→ **Given material**:
-- BEGIN --
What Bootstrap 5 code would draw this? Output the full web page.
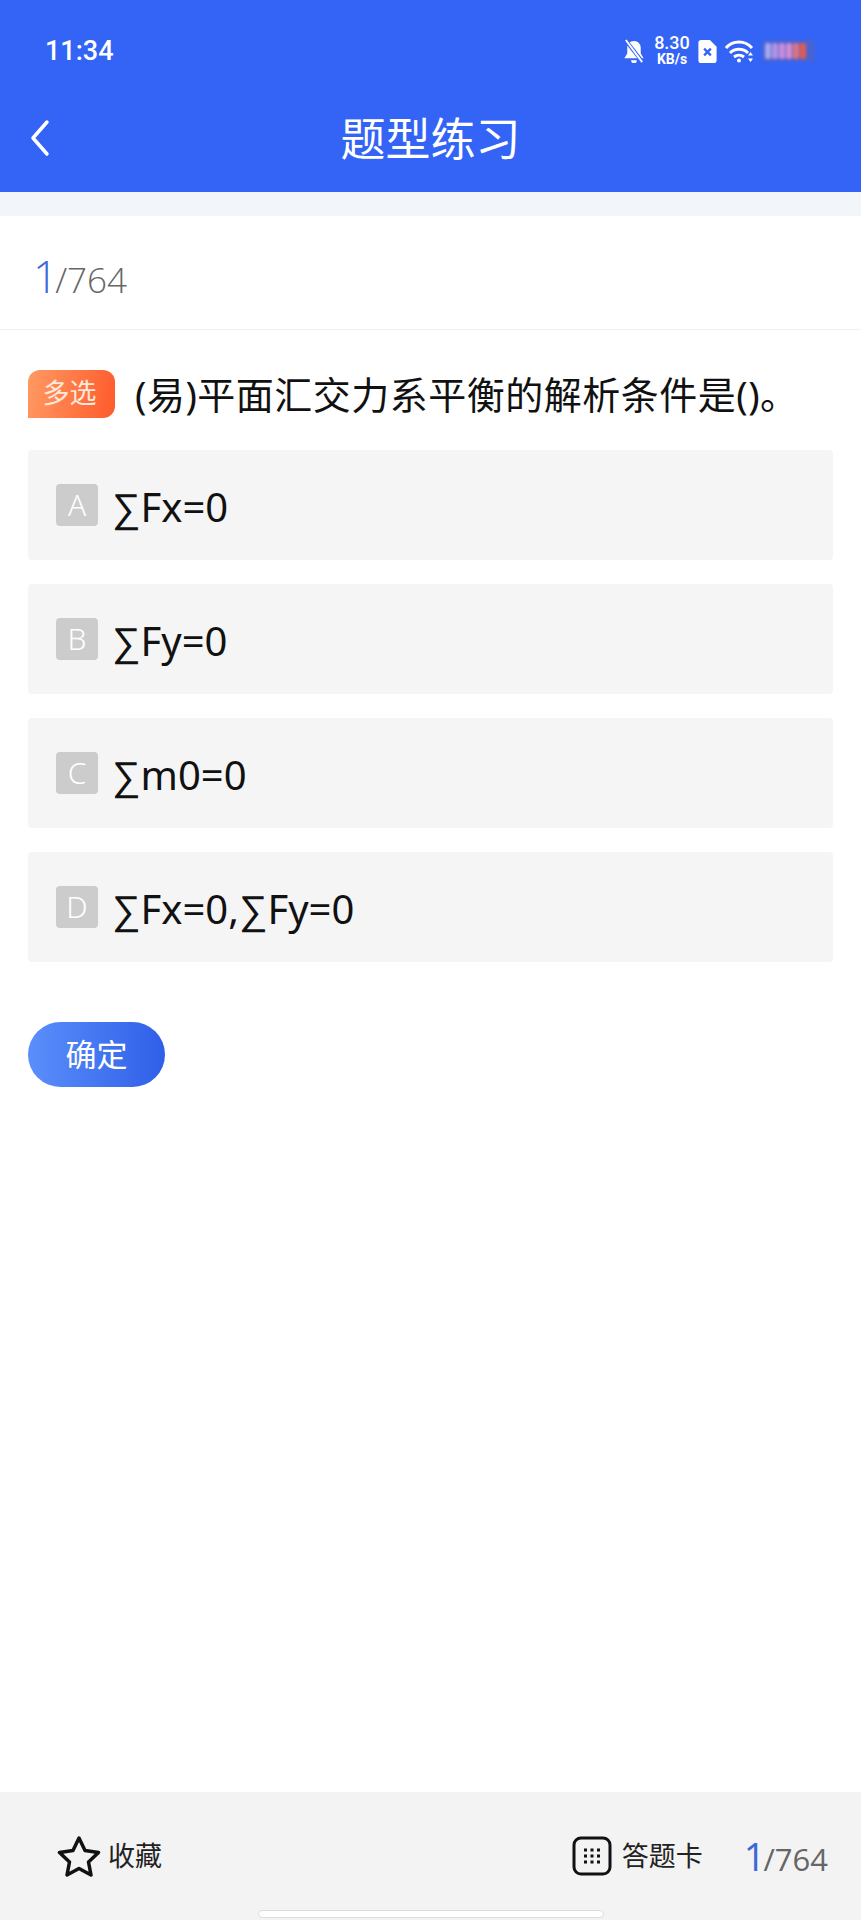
<!DOCTYPE html>
<html lang="zh-CN">
<head>
    <meta charset="UTF-8">
    <meta name="viewport" content="width=device-width, initial-scale=1.0">
    <title>题型练习</title>
    <link href="https://cdn.jsdelivr.net/npm/bootstrap@5.3.0/dist/css/bootstrap.min.css" rel="stylesheet">
    <style>
        body { font-family: "Noto Sans", "Noto Sans CJK SC", sans-serif; background: #fff; }
        .screen { height: 1920px; width: 861px; overflow: hidden; }
        .app-head { background: #3364f6; height: 192px; color: #fff; }
        .status-row { height: 100px; padding: 2px 46px 0 45px; }
        .clock { font-family: Roboto, sans-serif; font-size: 27px; font-weight: 500; }
        .status-icons { gap: 8px; }
        .speed { font-family: Roboto, sans-serif; font-size: 18px; font-weight: 500; line-height: 16px; text-align: center; width: 36px; }
        .speed small { display: block; font-size: 14px; font-weight: 700; white-space: nowrap; }
        .batt { width: 53px; height: 22px; border-radius: 5px; background: #4a63d4; filter: blur(1.5px); gap: 1px; padding: 3px 9px 3px 3px; }
        .batt i { flex: 1; border-radius: 2px; }
        .title-row { height: 92px; padding-bottom: 16px; }
        .back-btn { position: absolute; left: 28px; top: 19px; }
        .title-text { font-size: 45px; line-height: 1; }
        .strip { height: 24px; background: #f2f5f9; }
        .count-row { height: 114px; padding-left: 33px; border-bottom: 1px solid #f2f2f2; color: #666; font-family: "Open Sans", sans-serif; font-size: 35px; font-weight: 300; padding-top: 6px; }
        .count-now { color: #3a68d8; font-size: 44px; margin-right: -3px; }
        .q-row { padding: 40px 28px 0; height: 120px; }
        .q-tag { width: 87px; height: 48px; flex: none; border-radius: 12px 12px 12px 0; background: linear-gradient(100deg, #ff9a63, #ff5a2b); color: #ffe9dc; font-size: 27px; line-height: 46px; text-align: center; padding-right: 4px; }
        .q-text { font-size: 38px; line-height: 48px; letter-spacing: .5px; color: #111; margin-left: 20px; white-space: nowrap; }
        .opt-list { padding: 0 28px; gap: 24px; }
        .opt-row { height: 110px; background: #f5f5f6; border-radius: 4px; padding-left: 28px; padding-top: 34px; }
        .opt-key { width: 42px; height: 42px; border-radius: 4px; background: #cccccd; color: #fff; font-size: 30px; font-weight: 300; line-height: 42px; text-align: center; flex: none; }
        .opt-text { font-family: "Noto Sans", "Liberation Sans", sans-serif; font-size: 40px; line-height: 42px; color: #111; margin-left: 14px; padding-top: 2px; }
        .ok-btn { width: 137px; height: 65px; border: 0; border-radius: 33px; margin: 60px 0 0 28px; background: linear-gradient(90deg, #5a8ffb, #2f5fe8); color: #fff; font-size: 31px; padding: 0; }
        .foot { height: 128px; background: #f3f3f3; padding: 0 33px 0 57px; color: #222; font-size: 27px; margin-top: auto; position: relative; }
        .foot-gap { gap: 7px; }
        .card-label { margin: 0 41px 0 10px; }
        .foot-count { color: #666; font-family: "Open Sans", sans-serif; font-size: 31px; font-weight: 400; }
        .foot-count b { color: #3a68d8; font-size: 38px; font-weight: 400; margin-right: -2px; }
        .home-bar { position: absolute; left: 258px; top: 118px; width: 346px; height: 8px; background: #fff; border: 1px solid #ddd; border-radius: 4px; }
    </style>
</head>
<body>
<div class="screen d-flex flex-column">

    <header class="app-head">
        <div class="status-row d-flex align-items-center justify-content-between">
            <span class="clock">11:34</span>
            <div class="status-icons d-flex align-items-center">
                <svg width="24" height="25" viewBox="0 0 22 26" fill="#fff">
                    <path d="M11 2c4 0 7 3 7 7v6l3 5H1l3-5V9c0-4 3-7 7-7zM8 22h6a3 3 0 0 1-6 0z"/>
                    <path d="M2 1l18 23" stroke="#3364f6" stroke-width="4"/>
                    <path d="M2.500 1l17 23" stroke="#fff" stroke-width="2"/>
                </svg>
                <div class="speed">8.30<small>KB/s</small></div>
                <svg width="19" height="23" viewBox="0 0 19 24">
                    <path d="M3 0h9l7 7v14a3 3 0 0 1-3 3H3a3 3 0 0 1-3-3V3a3 3 0 0 1 3-3z" fill="#fff"/>
                    <path d="M6 9l7 7M13 9l-7 7" stroke="#3364f6" stroke-width="2.500"/>
                </svg>
                <svg width="29" height="23" viewBox="0 0 29 23" fill="none" stroke="#fff" stroke-width="3">
                    <path d="M1 8c7-8 19-8 26 0M5 13c5-5 13-5 18 0M9 17c3-2.500 7-2.500 10 0"/>
                    <circle cx="14" cy="20.500" r="2" fill="#fff" stroke="none"/>
                    <path d="M25.500 12l-2.500 3.500h5zM25.500 22l-2.500-3.500h5z" fill="#fff" stroke="none"/>
                </svg>
                <div class="batt d-flex">
                    <i style="background:#a6a9ec"></i>
                    <i style="background:#b593e2"></i>
                    <i style="background:#c78fdc"></i>
                    <i style="background:#d48dd0"></i>
                    <i style="background:#e2727e"></i>
                    <i style="background:#e25c50"></i>
                </div>
            </div>
        </div>
        <div class="title-row position-relative d-flex align-items-center justify-content-center">
            <svg class="back-btn" width="24" height="38" viewBox="0 0 24 38" fill="none" stroke="#fff" stroke-width="3.500" stroke-linecap="round" stroke-linejoin="round">
                <path d="M19 3L5 19l14 16"/>
            </svg>
            <span class="title-text">题型练习</span>
        </div>
    </header>

    <div class="strip"></div>

    <div class="count-row d-flex align-items-center"><span><span class="count-now">1</span>/764</span></div>

    <div class="q-row d-flex align-items-start">
        <span class="q-tag">多选</span>
        <span class="q-text">(易)平面汇交力系平衡的解析条件是()。</span>
    </div>

    <div class="opt-list d-flex flex-column">
        <div class="opt-row d-flex align-items-start"><span class="opt-key">A</span><span class="opt-text">∑Fx=0</span></div>
        <div class="opt-row d-flex align-items-start"><span class="opt-key">B</span><span class="opt-text">∑Fy=0</span></div>
        <div class="opt-row d-flex align-items-start"><span class="opt-key">C</span><span class="opt-text">∑m0=0</span></div>
        <div class="opt-row d-flex align-items-start"><span class="opt-key">D</span><span class="opt-text">∑Fx=0,∑Fy=0</span></div>
    </div>

    <div><button type="button" class="btn ok-btn">确定</button></div>

    <footer class="foot d-flex align-items-center justify-content-between">
        <div class="foot-gap d-flex align-items-center">
            <svg width="44" height="42" viewBox="0 0 44 42" fill="none" stroke="#111" stroke-width="3.500" stroke-linejoin="round">
                <path d="M22 3l6 12.500 13.500 2-10 9.500 2.500 13L22 33.500 10 40l2.500-13-10-9.500 13.500-2z"/>
            </svg>
            <span>收藏</span>
        </div>
        <div class="d-flex align-items-center">
            <svg width="40" height="40" viewBox="0 0 40 40" fill="none" stroke="#111" stroke-width="3">
                <rect x="2" y="2" width="36" height="36" rx="7"/>
                <path d="M12 14h17M12 20h17M12 26h17" stroke-dasharray="3 3.500"/>
            </svg>
            <span class="card-label">答题卡</span>
            <span class="foot-count"><b>1</b>/764</span>
        </div>
        <div class="home-bar"></div>
    </footer>
</div>
<script src="https://cdn.jsdelivr.net/npm/bootstrap@5.3.0/dist/js/bootstrap.bundle.min.js"></script>
</body>
</html>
-- END --
→ **Direction**:
Skip the images and write out the rest of the listing exactly.

→ **Expected answer**:
What Bootstrap 5 code would draw this? Output the full web page.
<!DOCTYPE html>
<html lang="zh-CN">
<head>
    <meta charset="UTF-8">
    <meta name="viewport" content="width=device-width, initial-scale=1.0">
    <title>题型练习</title>
    <link href="https://cdn.jsdelivr.net/npm/bootstrap@5.3.0/dist/css/bootstrap.min.css" rel="stylesheet">
    <style>
        body { font-family: "Noto Sans", "Noto Sans CJK SC", sans-serif; background: #fff; }
        .screen { height: 1920px; width: 861px; overflow: hidden; }
        .app-head { background: #3364f6; height: 192px; color: #fff; }
        .status-row { height: 100px; padding: 2px 46px 0 45px; }
        .clock { font-family: Roboto, sans-serif; font-size: 27px; font-weight: 500; }
        .status-icons { gap: 8px; }
        .speed { font-family: Roboto, sans-serif; font-size: 18px; font-weight: 500; line-height: 16px; text-align: center; width: 36px; }
        .speed small { display: block; font-size: 14px; font-weight: 700; white-space: nowrap; }
        .batt { width: 53px; height: 22px; border-radius: 5px; background: #4a63d4; filter: blur(1.5px); gap: 1px; padding: 3px 9px 3px 3px; }
        .batt i { flex: 1; border-radius: 2px; }
        .title-row { height: 92px; padding-bottom: 16px; }
        .back-btn { position: absolute; left: 28px; top: 19px; }
        .title-text { font-size: 45px; line-height: 1; }
        .strip { height: 24px; background: #f2f5f9; }
        .count-row { height: 114px; padding-left: 33px; border-bottom: 1px solid #f2f2f2; color: #666; font-family: "Open Sans", sans-serif; font-size: 35px; font-weight: 300; padding-top: 6px; }
        .count-now { color: #3a68d8; font-size: 44px; margin-right: -3px; }
        .q-row { padding: 40px 28px 0; height: 120px; }
        .q-tag { width: 87px; height: 48px; flex: none; border-radius: 12px 12px 12px 0; background: linear-gradient(100deg, #ff9a63, #ff5a2b); color: #ffe9dc; font-size: 27px; line-height: 46px; text-align: center; padding-right: 4px; }
        .q-text { font-size: 38px; line-height: 48px; letter-spacing: .5px; color: #111; margin-left: 20px; white-space: nowrap; }
        .opt-list { padding: 0 28px; gap: 24px; }
        .opt-row { height: 110px; background: #f5f5f6; border-radius: 4px; padding-left: 28px; padding-top: 34px; }
        .opt-key { width: 42px; height: 42px; border-radius: 4px; background: #cccccd; color: #fff; font-size: 30px; font-weight: 300; line-height: 42px; text-align: center; flex: none; }
        .opt-text { font-family: "Noto Sans", "Liberation Sans", sans-serif; font-size: 40px; line-height: 42px; color: #111; margin-left: 14px; padding-top: 2px; }
        .ok-btn { width: 137px; height: 65px; border: 0; border-radius: 33px; margin: 60px 0 0 28px; background: linear-gradient(90deg, #5a8ffb, #2f5fe8); color: #fff; font-size: 31px; padding: 0; }
        .foot { height: 128px; background: #f3f3f3; padding: 0 33px 0 57px; color: #222; font-size: 27px; margin-top: auto; position: relative; }
        .foot-gap { gap: 7px; }
        .card-label { margin: 0 41px 0 10px; }
        .foot-count { color: #666; font-family: "Open Sans", sans-serif; font-size: 31px; font-weight: 400; }
        .foot-count b { color: #3a68d8; font-size: 38px; font-weight: 400; margin-right: -2px; }
        .home-bar { position: absolute; left: 258px; top: 118px; width: 346px; height: 8px; background: #fff; border: 1px solid #ddd; border-radius: 4px; }
    </style>
</head>
<body>
<div class="screen d-flex flex-column">

    <header class="app-head">
        <div class="status-row d-flex align-items-center justify-content-between">
            <span class="clock">11:34</span>
            <div class="status-icons d-flex align-items-center">
                <svg width="24" height="25" viewBox="0 0 22 26" fill="#fff">
                    <path d="M11 2c4 0 7 3 7 7v6l3 5H1l3-5V9c0-4 3-7 7-7zM8 22h6a3 3 0 0 1-6 0z"/>
                    <path d="M2 1l18 23" stroke="#3364f6" stroke-width="4"/>
                    <path d="M2.500 1l17 23" stroke="#fff" stroke-width="2"/>
                </svg>
                <div class="speed">8.30<small>KB/s</small></div>
                <svg width="19" height="23" viewBox="0 0 19 24">
                    <path d="M3 0h9l7 7v14a3 3 0 0 1-3 3H3a3 3 0 0 1-3-3V3a3 3 0 0 1 3-3z" fill="#fff"/>
                    <path d="M6 9l7 7M13 9l-7 7" stroke="#3364f6" stroke-width="2.500"/>
                </svg>
                <svg width="29" height="23" viewBox="0 0 29 23" fill="none" stroke="#fff" stroke-width="3">
                    <path d="M1 8c7-8 19-8 26 0M5 13c5-5 13-5 18 0M9 17c3-2.500 7-2.500 10 0"/>
                    <circle cx="14" cy="20.500" r="2" fill="#fff" stroke="none"/>
                    <path d="M25.500 12l-2.500 3.500h5zM25.500 22l-2.500-3.500h5z" fill="#fff" stroke="none"/>
                </svg>
                <div class="batt d-flex">
                    <i style="background:#a6a9ec"></i>
                    <i style="background:#b593e2"></i>
                    <i style="background:#c78fdc"></i>
                    <i style="background:#d48dd0"></i>
                    <i style="background:#e2727e"></i>
                    <i style="background:#e25c50"></i>
                </div>
            </div>
        </div>
        <div class="title-row position-relative d-flex align-items-center justify-content-center">
            <svg class="back-btn" width="24" height="38" viewBox="0 0 24 38" fill="none" stroke="#fff" stroke-width="3.500" stroke-linecap="round" stroke-linejoin="round">
                <path d="M19 3L5 19l14 16"/>
            </svg>
            <span class="title-text">题型练习</span>
        </div>
    </header>

    <div class="strip"></div>

    <div class="count-row d-flex align-items-center"><span><span class="count-now">1</span>/764</span></div>

    <div class="q-row d-flex align-items-start">
        <span class="q-tag">多选</span>
        <span class="q-text">(易)平面汇交力系平衡的解析条件是()。</span>
    </div>

    <div class="opt-list d-flex flex-column">
        <div class="opt-row d-flex align-items-start"><span class="opt-key">A</span><span class="opt-text">∑Fx=0</span></div>
        <div class="opt-row d-flex align-items-start"><span class="opt-key">B</span><span class="opt-text">∑Fy=0</span></div>
        <div class="opt-row d-flex align-items-start"><span class="opt-key">C</span><span class="opt-text">∑m0=0</span></div>
        <div class="opt-row d-flex align-items-start"><span class="opt-key">D</span><span class="opt-text">∑Fx=0,∑Fy=0</span></div>
    </div>

    <div><button type="button" class="btn ok-btn">确定</button></div>

    <footer class="foot d-flex align-items-center justify-content-between">
        <div class="foot-gap d-flex align-items-center">
            <svg width="44" height="42" viewBox="0 0 44 42" fill="none" stroke="#111" stroke-width="3.500" stroke-linejoin="round">
                <path d="M22 3l6 12.500 13.500 2-10 9.500 2.500 13L22 33.500 10 40l2.500-13-10-9.500 13.500-2z"/>
            </svg>
            <span>收藏</span>
        </div>
        <div class="d-flex align-items-center">
            <svg width="40" height="40" viewBox="0 0 40 40" fill="none" stroke="#111" stroke-width="3">
                <rect x="2" y="2" width="36" height="36" rx="7"/>
                <path d="M12 14h17M12 20h17M12 26h17" stroke-dasharray="3 3.500"/>
            </svg>
            <span class="card-label">答题卡</span>
            <span class="foot-count"><b>1</b>/764</span>
        </div>
        <div class="home-bar"></div>
    </footer>
</div>
<script src="https://cdn.jsdelivr.net/npm/bootstrap@5.3.0/dist/js/bootstrap.bundle.min.js"></script>
</body>
</html>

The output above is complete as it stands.